Front-end source files:
+ + + +
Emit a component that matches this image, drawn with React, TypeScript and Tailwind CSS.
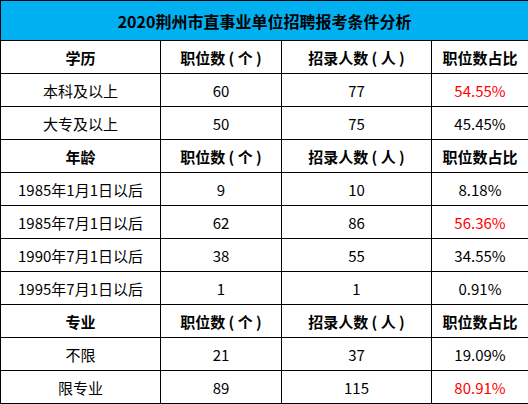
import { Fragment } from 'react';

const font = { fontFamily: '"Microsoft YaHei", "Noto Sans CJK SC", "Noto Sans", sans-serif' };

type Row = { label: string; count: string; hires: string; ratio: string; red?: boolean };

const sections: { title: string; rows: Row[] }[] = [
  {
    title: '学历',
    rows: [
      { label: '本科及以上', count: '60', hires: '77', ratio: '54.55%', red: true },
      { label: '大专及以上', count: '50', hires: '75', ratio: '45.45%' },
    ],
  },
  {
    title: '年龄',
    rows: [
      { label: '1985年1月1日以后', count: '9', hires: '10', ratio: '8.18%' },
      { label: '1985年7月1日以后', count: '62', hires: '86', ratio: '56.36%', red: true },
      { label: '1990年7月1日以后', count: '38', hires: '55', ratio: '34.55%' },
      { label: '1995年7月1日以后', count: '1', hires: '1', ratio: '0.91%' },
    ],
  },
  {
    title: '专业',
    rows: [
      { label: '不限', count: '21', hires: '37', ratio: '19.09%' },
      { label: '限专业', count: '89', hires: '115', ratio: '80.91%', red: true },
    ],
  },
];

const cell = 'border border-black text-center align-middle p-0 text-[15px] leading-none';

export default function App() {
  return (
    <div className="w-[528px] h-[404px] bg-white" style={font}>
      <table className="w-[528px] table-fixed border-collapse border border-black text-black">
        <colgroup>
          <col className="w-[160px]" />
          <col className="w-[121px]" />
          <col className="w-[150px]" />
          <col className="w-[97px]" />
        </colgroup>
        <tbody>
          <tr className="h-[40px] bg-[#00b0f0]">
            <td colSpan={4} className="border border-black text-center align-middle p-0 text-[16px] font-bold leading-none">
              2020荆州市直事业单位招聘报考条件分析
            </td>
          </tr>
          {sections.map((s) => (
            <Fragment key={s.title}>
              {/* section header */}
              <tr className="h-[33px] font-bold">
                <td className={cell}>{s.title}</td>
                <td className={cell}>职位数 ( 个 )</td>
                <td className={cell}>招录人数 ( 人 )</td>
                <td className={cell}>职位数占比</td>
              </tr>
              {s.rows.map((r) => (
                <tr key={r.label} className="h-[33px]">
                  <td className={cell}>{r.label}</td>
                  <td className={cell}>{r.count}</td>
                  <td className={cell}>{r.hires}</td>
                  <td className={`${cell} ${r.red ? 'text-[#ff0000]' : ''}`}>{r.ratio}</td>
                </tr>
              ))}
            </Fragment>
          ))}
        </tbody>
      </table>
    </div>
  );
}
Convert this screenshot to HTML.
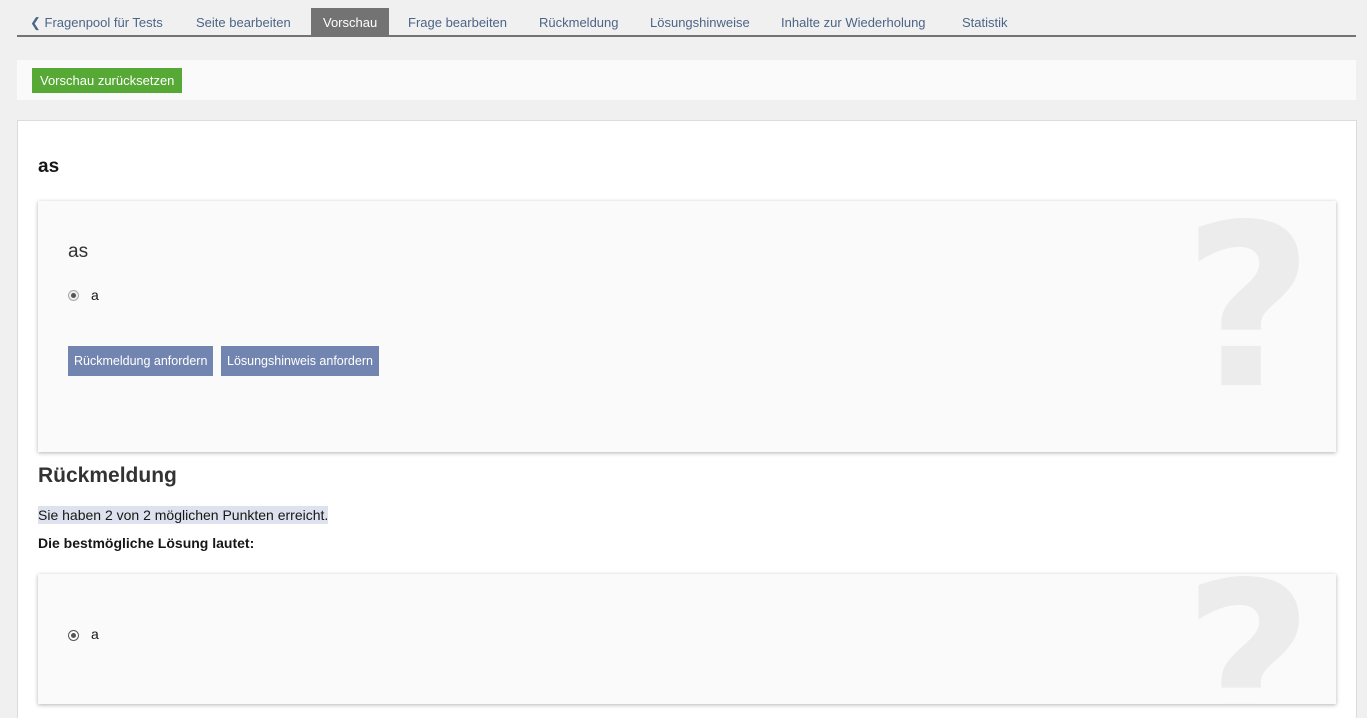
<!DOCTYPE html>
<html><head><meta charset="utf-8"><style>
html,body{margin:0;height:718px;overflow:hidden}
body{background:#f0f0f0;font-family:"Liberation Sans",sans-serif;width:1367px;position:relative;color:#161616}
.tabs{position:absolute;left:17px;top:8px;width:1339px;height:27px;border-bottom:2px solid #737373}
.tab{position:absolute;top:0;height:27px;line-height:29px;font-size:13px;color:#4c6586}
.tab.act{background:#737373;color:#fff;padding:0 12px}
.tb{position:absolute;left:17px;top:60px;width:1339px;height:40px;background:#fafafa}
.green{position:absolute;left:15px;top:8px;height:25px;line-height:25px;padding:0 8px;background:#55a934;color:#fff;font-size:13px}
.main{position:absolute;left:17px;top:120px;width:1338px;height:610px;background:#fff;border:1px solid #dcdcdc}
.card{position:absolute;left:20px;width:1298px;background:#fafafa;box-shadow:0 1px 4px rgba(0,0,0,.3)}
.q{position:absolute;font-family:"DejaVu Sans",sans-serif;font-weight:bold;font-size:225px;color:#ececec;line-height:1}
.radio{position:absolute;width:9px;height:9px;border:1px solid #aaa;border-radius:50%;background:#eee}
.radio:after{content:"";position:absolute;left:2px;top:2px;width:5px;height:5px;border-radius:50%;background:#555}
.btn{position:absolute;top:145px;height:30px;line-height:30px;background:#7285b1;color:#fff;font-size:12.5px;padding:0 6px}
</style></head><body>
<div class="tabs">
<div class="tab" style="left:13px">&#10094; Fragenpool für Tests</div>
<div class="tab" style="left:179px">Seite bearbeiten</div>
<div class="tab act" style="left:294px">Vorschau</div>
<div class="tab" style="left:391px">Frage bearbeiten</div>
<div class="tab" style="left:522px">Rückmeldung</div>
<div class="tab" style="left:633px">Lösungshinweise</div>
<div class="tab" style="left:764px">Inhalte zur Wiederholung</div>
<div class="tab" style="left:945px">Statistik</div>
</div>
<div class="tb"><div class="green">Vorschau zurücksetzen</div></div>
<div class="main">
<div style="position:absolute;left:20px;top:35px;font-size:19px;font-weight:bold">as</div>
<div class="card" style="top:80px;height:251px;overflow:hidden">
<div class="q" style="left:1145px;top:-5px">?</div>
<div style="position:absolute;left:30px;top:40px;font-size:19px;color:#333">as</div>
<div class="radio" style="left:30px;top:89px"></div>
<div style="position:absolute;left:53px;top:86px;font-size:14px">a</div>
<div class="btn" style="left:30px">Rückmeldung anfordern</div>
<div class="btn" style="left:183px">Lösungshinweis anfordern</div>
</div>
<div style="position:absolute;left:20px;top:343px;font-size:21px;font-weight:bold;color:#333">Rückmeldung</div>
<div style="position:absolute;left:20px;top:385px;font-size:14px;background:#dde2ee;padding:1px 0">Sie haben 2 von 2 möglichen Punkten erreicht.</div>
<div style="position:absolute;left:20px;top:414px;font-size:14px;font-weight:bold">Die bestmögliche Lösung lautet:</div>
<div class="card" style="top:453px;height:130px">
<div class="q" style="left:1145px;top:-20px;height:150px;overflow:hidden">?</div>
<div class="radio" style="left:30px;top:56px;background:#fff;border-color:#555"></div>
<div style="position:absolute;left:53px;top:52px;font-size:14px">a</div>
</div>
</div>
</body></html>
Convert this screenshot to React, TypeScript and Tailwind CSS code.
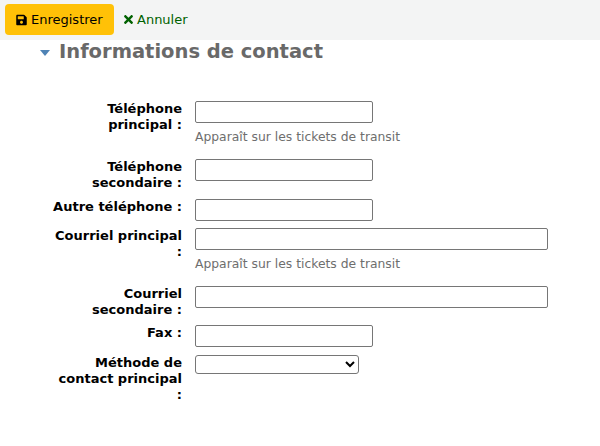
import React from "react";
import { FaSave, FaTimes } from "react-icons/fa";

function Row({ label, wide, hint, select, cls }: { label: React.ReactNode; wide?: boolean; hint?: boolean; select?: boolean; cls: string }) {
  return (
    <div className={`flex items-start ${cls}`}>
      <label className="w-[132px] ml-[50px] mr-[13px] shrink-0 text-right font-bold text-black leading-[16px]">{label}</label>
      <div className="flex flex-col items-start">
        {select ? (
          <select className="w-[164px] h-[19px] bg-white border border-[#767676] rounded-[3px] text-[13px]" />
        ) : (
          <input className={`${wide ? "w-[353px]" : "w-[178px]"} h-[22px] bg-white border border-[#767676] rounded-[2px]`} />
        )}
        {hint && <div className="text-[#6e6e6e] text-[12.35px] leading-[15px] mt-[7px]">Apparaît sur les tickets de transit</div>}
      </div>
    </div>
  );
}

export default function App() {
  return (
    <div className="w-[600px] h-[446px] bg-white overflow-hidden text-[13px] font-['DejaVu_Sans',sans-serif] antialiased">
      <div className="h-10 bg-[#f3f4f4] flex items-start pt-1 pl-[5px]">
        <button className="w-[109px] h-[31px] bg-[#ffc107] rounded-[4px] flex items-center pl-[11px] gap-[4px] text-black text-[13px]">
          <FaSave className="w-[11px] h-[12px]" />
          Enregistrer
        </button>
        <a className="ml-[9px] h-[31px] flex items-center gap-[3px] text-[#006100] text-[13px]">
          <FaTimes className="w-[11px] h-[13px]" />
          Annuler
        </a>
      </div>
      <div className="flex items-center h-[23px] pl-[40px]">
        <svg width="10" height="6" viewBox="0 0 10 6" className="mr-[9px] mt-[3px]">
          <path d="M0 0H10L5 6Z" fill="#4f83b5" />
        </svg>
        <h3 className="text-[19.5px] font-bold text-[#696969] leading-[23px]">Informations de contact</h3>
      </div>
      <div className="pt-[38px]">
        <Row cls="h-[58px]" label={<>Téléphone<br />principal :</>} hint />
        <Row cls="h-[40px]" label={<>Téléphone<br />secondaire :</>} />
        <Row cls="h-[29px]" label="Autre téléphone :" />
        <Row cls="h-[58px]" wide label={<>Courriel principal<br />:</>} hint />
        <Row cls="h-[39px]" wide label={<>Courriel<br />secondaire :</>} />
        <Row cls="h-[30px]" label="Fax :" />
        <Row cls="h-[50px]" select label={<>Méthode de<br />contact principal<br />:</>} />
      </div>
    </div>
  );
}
+ + + +
Problem to solve:
Show every line that contains the word "TypeScript".

Exercise answer:
Emit a component that matches this image, drawn with React, TypeScript and Tailwind CSS.
Convert this screenshot to React, TypeScript and Tailwind CSS code.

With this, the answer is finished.